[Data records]

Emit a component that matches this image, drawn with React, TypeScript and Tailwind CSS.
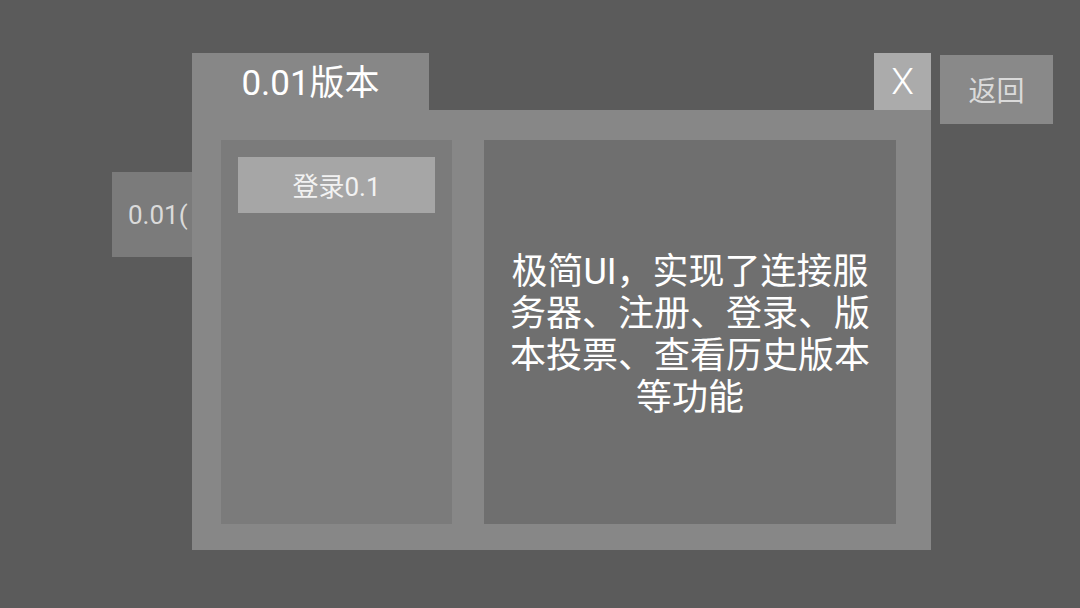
import React from 'react';

const font = { fontFamily: 'Roboto, "Noto Sans CJK SC", sans-serif' };

const VersionWindow: React.FC = () => {
    return (
        <div className="mt-[53px] flex w-[739px] flex-col">
            <div className="flex h-[57px] items-stretch">
                <div className="flex w-[237px] items-center justify-center bg-[#878787] pt-[4px] text-[35px] leading-none text-white">
                    0.01版本
                </div>
                <div className="flex-1" />
                <button className="flex w-[57px] items-center justify-center bg-[#ababab] text-[37px] font-light leading-none text-white">
                    X
                </button>
            </div>
            <div className="flex h-[440px] bg-[#878787] pb-[26px] pl-[29px] pr-[35px] pt-[30px]">
                <div className="flex w-[231px] flex-col bg-[#7b7b7b] px-[17px] pt-[17px]">
                    <button className="flex h-[56px] items-center justify-center bg-[#a6a6a6] pt-[3px] text-[26px] leading-none text-[#f2f2f2]">
                        登录0.1
                    </button>
                </div>
                <div className="ml-[32px] flex flex-1 items-center justify-center bg-[#6f6f6f] pt-[6px]">
                    <p className="w-[372px] text-center text-[36px] leading-[42px] text-white">
                        极简UI，实现了连接服务器、注册、登录、版本投票、查看历史版本等功能
                    </p>
                </div>
            </div>
        </div>
    );
};

export default function App() {
    return (
        <div className="flex h-[608px] w-[1080px] overflow-hidden bg-[#5b5b5b]" style={font}>
            <div className="ml-[112px] mt-[172px] flex h-[85px] w-[80px] items-center overflow-hidden bg-[#7b7b7b] pl-[16px]">
                <span className="whitespace-nowrap text-[26px] leading-none text-[#dadada]">0.01(</span>
            </div>
            <VersionWindow />
            <button className="ml-[9px] mt-[55px] flex h-[69px] w-[113px] items-center justify-center bg-[#898989] pt-[4px] text-[28px] leading-none text-[#dadada]">
                返回
            </button>
        </div>
    );
}
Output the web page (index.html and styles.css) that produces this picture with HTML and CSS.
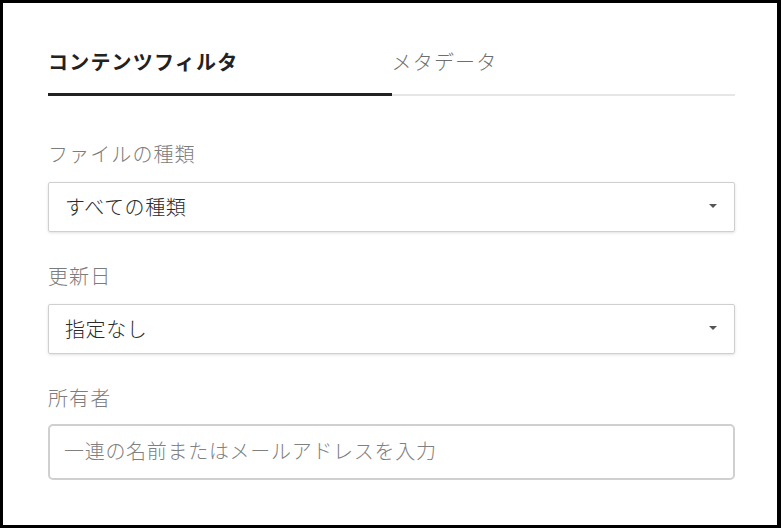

The task = Write out all the entries word for word, but skip any images.

Solution =
Emit a component that matches this image, drawn with React, TypeScript and Tailwind CSS.
import React from 'react';

const font = { fontFamily: 'Roboto, "Noto Sans CJK SC", sans-serif' };

const VersionWindow: React.FC = () => {
    return (
        <div className="mt-[53px] flex w-[739px] flex-col">
            <div className="flex h-[57px] items-stretch">
                <div className="flex w-[237px] items-center justify-center bg-[#878787] pt-[4px] text-[35px] leading-none text-white">
                    0.01版本
                </div>
                <div className="flex-1" />
                <button className="flex w-[57px] items-center justify-center bg-[#ababab] text-[37px] font-light leading-none text-white">
                    X
                </button>
            </div>
            <div className="flex h-[440px] bg-[#878787] pb-[26px] pl-[29px] pr-[35px] pt-[30px]">
                <div className="flex w-[231px] flex-col bg-[#7b7b7b] px-[17px] pt-[17px]">
                    <button className="flex h-[56px] items-center justify-center bg-[#a6a6a6] pt-[3px] text-[26px] leading-none text-[#f2f2f2]">
                        登录0.1
                    </button>
                </div>
                <div className="ml-[32px] flex flex-1 items-center justify-center bg-[#6f6f6f] pt-[6px]">
                    <p className="w-[372px] text-center text-[36px] leading-[42px] text-white">
                        极简UI，实现了连接服务器、注册、登录、版本投票、查看历史版本等功能
                    </p>
                </div>
            </div>
        </div>
    );
};

export default function App() {
    return (
        <div className="flex h-[608px] w-[1080px] overflow-hidden bg-[#5b5b5b]" style={font}>
            <div className="ml-[112px] mt-[172px] flex h-[85px] w-[80px] items-center overflow-hidden bg-[#7b7b7b] pl-[16px]">
                <span className="whitespace-nowrap text-[26px] leading-none text-[#dadada]">0.01(</span>
            </div>
            <VersionWindow />
            <button className="ml-[9px] mt-[55px] flex h-[69px] w-[113px] items-center justify-center bg-[#898989] pt-[4px] text-[28px] leading-none text-[#dadada]">
                返回
            </button>
        </div>
    );
}
Output the web page (index.html and styles.css) that produces this picture with HTML and CSS.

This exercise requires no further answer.